The hatched chicks will eventually grow bigger, stronger, and gain independence.
However, in the meantime, apart from feeding, parent(s) may continue sitting on their babies.
Sitting on hatchlings keeps their tiny, featherless bodies warm. This also helps keep them safe from hungry predators.
Fledging, Flying, and Leaving the Nest
Once the mother and/or father raised their young, it’s time for them to gain independence.
Surprisingly, it doesn’t take long for a bird to fledge and fly.
First, before flying, a baby bird will start to fledge.
A fledgling will have some, but not all, of their feathers yet. They’re now strong enough to leave the nest via hopping and short flights.
Sometimes humans might think a fledgling is actually a baby that “fell out of” his or her nest.
In reality, they might just be practicing being independent. And while vulnerable to injury and death, this exploration is critical for them.
For several days, a baby bird might fledge.
In the meantime, their muscles will get stronger, and their wings will further develop. And eventually, they’ll be able to fly more gracefully.
It can be a lot of work, but they’ll get the hang of it in no time.
Once they’ve left the nest, they’ll get the opportunity to truly explore the world around them. Wow, life is so much bigger and more exciting outside of a tiny, cooped-up nest!
The Short Answers to the Frequently Asked Questions About the Nesting Cycle
1. How Long Do Baby Birds Stay in the nest?
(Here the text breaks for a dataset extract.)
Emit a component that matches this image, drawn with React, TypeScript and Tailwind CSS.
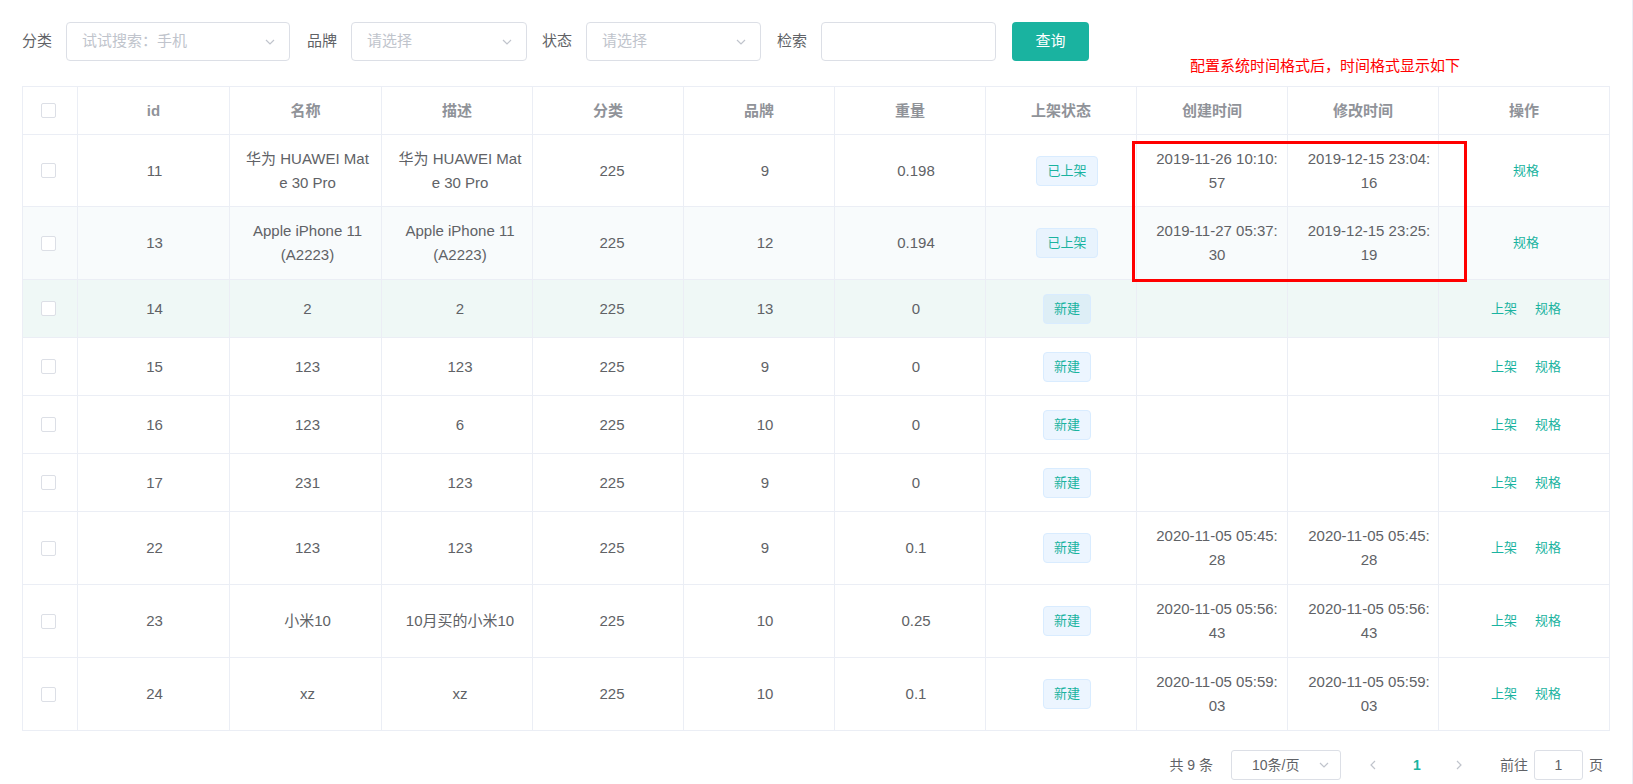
import React from "react";

interface Row {
  id: string;
  name: string;
  desc: string;
  brand: string;
  weight: string;
  status: string;
  created: string;
  updated: string;
  ops: string[];
  h: string;
  bg: string;
  tagBg: string;
}

const rows: Row[] = [
  { id: "11", name: "华为 HUAWEI Mat\ne 30 Pro", desc: "华为 HUAWEI Mat\ne 30 Pro", brand: "9", weight: "0.198", status: "已上架", created: "2019-11-26 10:10:\n57", updated: "2019-12-15 23:04:\n16", ops: ["规格"], h: "h-[72px]", bg: "bg-white", tagBg: "bg-[#ecf5ff]" },
  { id: "13", name: "Apple iPhone 11\n(A2223)", desc: "Apple iPhone 11\n(A2223)", brand: "12", weight: "0.194", status: "已上架", created: "2019-11-27 05:37:\n30", updated: "2019-12-15 23:25:\n19", ops: ["规格"], h: "h-[73px]", bg: "bg-[#f8fbfc]", tagBg: "bg-[#e8f3fd]" },
  { id: "14", name: "2", desc: "2", brand: "13", weight: "0", status: "新建", created: "", updated: "", ops: ["上架", "规格"], h: "h-[58px]", bg: "bg-[#eff8f6]", tagBg: "bg-[#ddeef6]" },
  { id: "15", name: "123", desc: "123", brand: "9", weight: "0", status: "新建", created: "", updated: "", ops: ["上架", "规格"], h: "h-[58px]", bg: "bg-white", tagBg: "bg-[#ecf5ff]" },
  { id: "16", name: "123", desc: "6", brand: "10", weight: "0", status: "新建", created: "", updated: "", ops: ["上架", "规格"], h: "h-[58px]", bg: "bg-white", tagBg: "bg-[#ecf5ff]" },
  { id: "17", name: "231", desc: "123", brand: "9", weight: "0", status: "新建", created: "", updated: "", ops: ["上架", "规格"], h: "h-[58px]", bg: "bg-white", tagBg: "bg-[#ecf5ff]" },
  { id: "22", name: "123", desc: "123", brand: "9", weight: "0.1", status: "新建", created: "2020-11-05 05:45:\n28", updated: "2020-11-05 05:45:\n28", ops: ["上架", "规格"], h: "h-[73px]", bg: "bg-white", tagBg: "bg-[#ecf5ff]" },
  { id: "23", name: "小米10", desc: "10月买的小米10", brand: "10", weight: "0.25", status: "新建", created: "2020-11-05 05:56:\n43", updated: "2020-11-05 05:56:\n43", ops: ["上架", "规格"], h: "h-[73px]", bg: "bg-white", tagBg: "bg-[#ecf5ff]" },
  { id: "24", name: "xz", desc: "xz", brand: "10", weight: "0.1", status: "新建", created: "2020-11-05 05:59:\n03", updated: "2020-11-05 05:59:\n03", ops: ["上架", "规格"], h: "h-[73px]", bg: "bg-white", tagBg: "bg-[#ecf5ff]" },
];

const headers = ["id", "名称", "描述", "分类", "品牌", "重量", "上架状态", "创建时间", "修改时间", "操作"];

// body cells sit a few px right of the column centre in the original
const pad = [
  "pl-[11px] pr-[9px]",
  "pl-[12px] pr-[8px]",
  "pl-[13px] pr-[7px]",
  "pl-[14px] pr-[6px]",
  "pl-[16px] pr-[4px]",
  "pl-[16px] pr-[4px]",
  "pl-[16px] pr-[4px]",
  "pl-[15px] pr-[5px]",
  "pl-[16px] pr-[4px]",
  "pl-[12px] pr-[8px]",
];

const cell =
  "flex items-center justify-center border-r border-b border-[#ebeef5] text-center leading-[24px] whitespace-pre-line";

function Chevron({ dir, className }: { dir: "down" | "left" | "right"; className?: string }) {
  const pts = dir === "down" ? "2,4 6,8 10,4" : dir === "left" ? "8,2 4,6 8,10" : "4,2 8,6 4,10";
  return (
    <svg width="12" height="12" viewBox="0 0 12 12" className={className}>
      <polyline points={pts} fill="none" stroke="currentColor" strokeWidth="1.2" />
    </svg>
  );
}

function Select({ w, placeholder }: { w: string; placeholder: string }) {
  return (
    <div className={`${w} h-[39px] flex items-center justify-between rounded-[4px] border border-[#dcdfe6] bg-white pl-[15px] pr-[13px]`}>
      <span className="text-[#c0c4cc]">{placeholder}</span>
      <Chevron dir="down" className="text-[#c0c4cc]" />
    </div>
  );
}

function Checkbox() {
  return <span className="block mr-[4px] w-[15px] h-[15px] rounded-[2px] border border-[#dcdfe6] bg-white" />;
}

export default function App() {
  return (
    <div
      className="relative w-[1633px] h-[784px] overflow-hidden bg-white border-r border-[#ebeef5] text-[15px] text-[#606266]"
      style={{ fontFamily: '"Liberation Sans", "Noto Sans CJK SC", sans-serif' }}
    >
      {/* filter bar */}
      <div className="flex items-center pt-[22px] pl-[22px]">
        <span className="mr-[14px]">分类</span>
        <Select w="w-[224px]" placeholder="试试搜索：手机" />
        <span className="ml-[17px] mr-[14px]">品牌</span>
        <Select w="w-[176px]" placeholder="请选择" />
        <span className="ml-[15px] mr-[14px]">状态</span>
        <Select w="w-[175px]" placeholder="请选择" />
        <span className="ml-[16px] mr-[14px]">检索</span>
        <div className="w-[175px] h-[39px] rounded-[4px] border border-[#dcdfe6] bg-white" />
        <button className="ml-[16px] w-[77px] h-[39px] rounded-[4px] bg-[#1ab3a0] text-white">查询</button>
      </div>

      {/* table */}
      <div className="ml-[22px] mt-[25px] w-[1588px] border-l border-t border-[#ebeef5]">
        <div className="grid grid-cols-[55px_152px_152px_repeat(7,151px)_1fr] h-[48px] font-bold text-[#909399]">
          <div className={cell}>
            <Checkbox />
          </div>
          {headers.map((h) => (
            <div key={h} className={`${cell} px-[10px]`}>
              {h}
            </div>
          ))}
        </div>
        {rows.map((r) => (
          <div key={r.id} className={`grid grid-cols-[55px_152px_152px_repeat(7,151px)_1fr] ${r.h} ${r.bg}`}>
            <div className={cell}>
              <Checkbox />
            </div>
            <div className={`${cell} ${pad[0]}`}>{r.id}</div>
            <div className={`${cell} ${pad[1]}`}>{r.name}</div>
            <div className={`${cell} ${pad[2]}`}>{r.desc}</div>
            <div className={`${cell} ${pad[3]}`}>225</div>
            <div className={`${cell} ${pad[4]}`}>{r.brand}</div>
            <div className={`${cell} ${pad[5]}`}>{r.weight}</div>
            <div className={`${cell} ${pad[6]}`}>
              <span className={`inline-flex items-center h-[30px] px-[10px] rounded-[4px] border border-[#d9ecff] ${r.tagBg} text-[13px] text-[#1ab3a0]`}>
                {r.status}
              </span>
            </div>
            <div className={`${cell} ${pad[7]}`}>{r.created}</div>
            <div className={`${cell} ${pad[8]}`}>{r.updated}</div>
            <div className={`${cell} ${pad[9]} gap-[18px] text-[13px] text-[#1ab3a0]`}>
              {r.ops.map((o) => (
                <span key={o}>{o}</span>
              ))}
            </div>
          </div>
        ))}
      </div>

      {/* pagination */}
      <div className="flex items-center justify-end pr-[29px] mt-[19px] text-[14px]">
        <span>共 9 条</span>
        <div className="ml-[18px] w-[110px] h-[30px] flex items-center justify-between rounded-[3px] border border-[#dcdfe6] pl-[20px] pr-[10px]">
          <span>10条/页</span>
          <Chevron dir="down" className="text-[#c0c4cc]" />
        </div>
        <span className="ml-[17px] w-[30px] flex justify-center text-[#c0c4cc]">
          <Chevron dir="left" />
        </span>
        <span className="ml-[11px] w-[36px] text-center font-bold text-[#1ab3a0]">1</span>
        <span className="ml-[9px] w-[30px] flex justify-center text-[#c0c4cc]">
          <Chevron dir="right" />
        </span>
        <span className="ml-[26px]">前往</span>
        <div className="ml-[6px] w-[49px] h-[30px] flex items-center justify-center rounded-[3px] border border-[#dcdfe6]">1</div>
        <span className="ml-[6px]">页</span>
      </div>

      {/* annotation overlay */}
      <div className="absolute left-[1190px] top-[56px] leading-[20px] text-[15px] text-[#ff0000]">
        配置系统时间格式后，时间格式显示如下
      </div>
      <div className="absolute left-[1132px] top-[141px] w-[335px] h-[141px] border-[3px] border-[#ff0000]" />
    </div>
  );
}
While it varies based on species, birds usually spend about two to three weeks in the nest.
However, bigger species of birds may stay longer.
Birds like raptors don’t leave the nest for about 8 to 10 weeks. Now, that’s a long time!
2. How Long Does it Take Baby Birds to Fly?
At about two weeks old, birds begin the process of flying.
Depending on the species, they may start to fly at ten days or even three weeks of age.
Generally, it can take hours to days for them to get the hang of flying and officially take off from the nest.
3. Can Bird Eggs Hatch without Mother?
The mother knows best.
The mother bird will know if her eggs are properly incubated and kept at the right temperature.
It’s normal and totally safe for mother birds to leave her nest attended for a period of time.
That said, the eggs can hatch without the mother or father being present.
As long as the eggs are warm before hatching, and the bird receives adequate care afterward, all is well.
Given this information, bird eggs can hatch via man as well if conditions are precise.
Although, one someone with the proper license and knowledge provides artificial incubation.
4. What to Do if You Find a Bird Egg?
It’s not uncommon to find a bird egg on the ground or left unattended in a nest.
Unless you’re an expert, it’s best to leave bird eggs alone.
Not only are bird eggs hard to hatch, but it can be illegal.
The Migratory Bird Act states that without a permit, one can’t possess the eggs of a native bird.
If you find an egg that is of an exotic or rare species, call a wildlife rehabilitator. When in doubt, get in touch anyway.
5. What Birds Lay Eggs on the Ground?
Surprisingly, there are many birds who lay eggs on the ground.
Peregrine falcons, some species of quail, pheasants, and partridges lay on the ground.
Normally, birds who are weak flyers or cannot fly lay eggs on the ground.
6. What Do Birds Do with Unhatched Eggs?
An egg that doesn’t hatch indicates that it wasn’t fertilized or that it’s a “bad egg.”
If the egg contains a disease, the bird will normally discard it, often by dropping it out of the nest.
Other times, a bird may simply leave the nest if it contains an unhatched egg.